The recent G-20 meetings were the occasion for thousands of anarchists, and anti-capitalist, anti-war, and pro-environmentalist protestors to converge upon London, as has become something of a ritual for such international events.  No one seems to know exactly how many protesters there really were, though various media reports range from 20,000 to 35,000.  The Guardian reported that 5,000 police were deployed for the event, most of them in the financial district.  By conservative estimates, then, the ratio of police to protesters was somewhere between 1:4 and 1:7.  Protesters, of course, are meant to be seen, why else show up!  And most of the pictures reported by the mainstream media obliged by toggling back and forth between images of the carnivalesque and the clash between protesters and police, often resulting in dramatic images of bloody violence.

We can find all of this at the Boston Globe’s “Big Picture” website, but we find there as well an additional set of photographs that points to a different and more interesting phenomenon: images that accent what Ariella Azoullay refers to as the “civil contract of photography.” The citizenship of photography that she calls attention to is animated by the logic of photography—an agreement as to the relationship between the photograph and “what has been” or what might be in the image—and the ways in which it functions as a mechanism of social interaction (and control).

The scene above is a wall of CCTV screens in a command and control center in London from which the police can monitor live security feeds of “prominent areas” of the city.  It has an Orwellian quality to it, to be sure—Big Brother is watching—not least because the heads viewing the scene are back lit and thus cast in dark and foreboding shadows that provide a stark contrast with the daylight of the screens. As such, the image directs attention to its own technology, and thus the visual grammar that animates it; in short, what we are looking at is itself a photograph—a visual representation of the command and control center once removed—that relies upon the logic of photography as it displays a site for interpretive resistance to the mechanism of surveillance that is being exacted by the state precisely by making it transparent.

Nor are the broader implications of the civil contract of photography lost on the protesters themselves, who were armed not with guns or nightsticks or other riot gear (like the police) but with cameras.

There are numerous photographs that make the point (see photos 11, 12, 19 and 20 at the Big Picture), but I like this image the most, in large measure because of how the police appear to react. Their purpose is to protect the bank from the protesters, and of course they are doing that, but it all seems so out of proportion: they are larger in number and size, and in any case they are girded for battle; the protesters sit and squat awkwardly on the ground as they take pictures or stand about nonchalantly with their hands in their pockets.  On the face of things they certainly don’t seem to be much of a threat.  Change the context just a bit and we might imagine them as tourists out for a day in the city.  And that is precisely the problem for the police who seem literally stopped in their tracks, as if they don’t quite know what to do.  Indeed, it could be a scene out of a Monty Python skit.  Should they pose for the camera or charge? Caught in the gaze of the lens—and thus the implied civic contract of the photograph—their power seems mitigated, if only for a moment.  But that moment is enough to shift the ground of agency and control, if not for the people in the image itself, then at least for those who see the photograph, i.e., those cast in the role of spectators who, by the virtue of the civic contract, are nevertheless called upon to render judgment.
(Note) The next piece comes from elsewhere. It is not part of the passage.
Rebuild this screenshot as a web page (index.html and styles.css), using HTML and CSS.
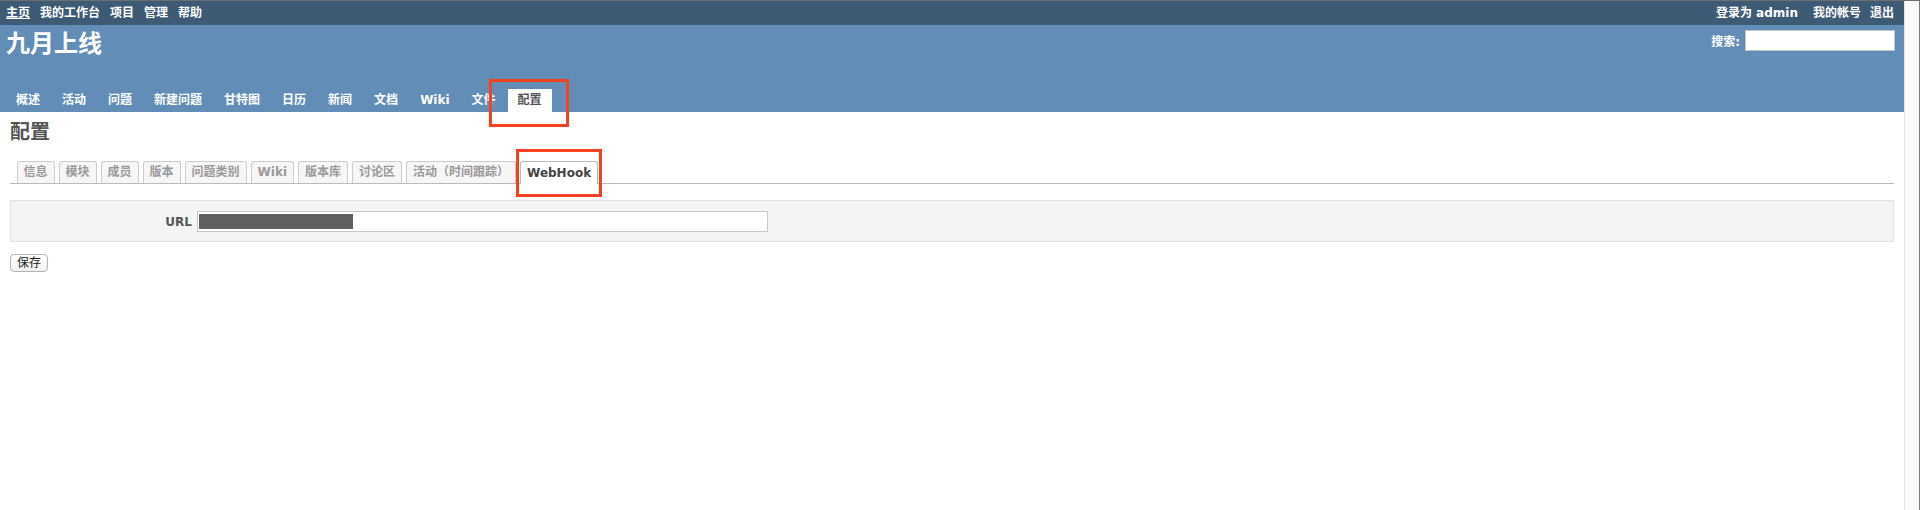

*The fragment here is from Heidegger and reads in full, “The fundamental event of the modern age is the conquest of the world as picture.”  It appears in “The Age of World Pictures” published in Electronic Culture, ed. by T. Druckery. New York: Aperture, 1969.  I came across it in Ariella Azoulay’s “The Ethic of the Spectator: The Citizenry of Photography,” Afterimage, September/October 2005, 39. For a more detailed discussion of her ideas see The Civil Contract of Photography, MIT Press, 2008.

Photo Credits: Kirsty Wigglesworth/AP, Adrian Dennis/AFP/Getty Images

 3 Comments

Sight Gag: And You Thought O'Hare was Bad!

Click here or on the picture for the full story.

Credit:  The Onion (with thanks to Jessica Rudy)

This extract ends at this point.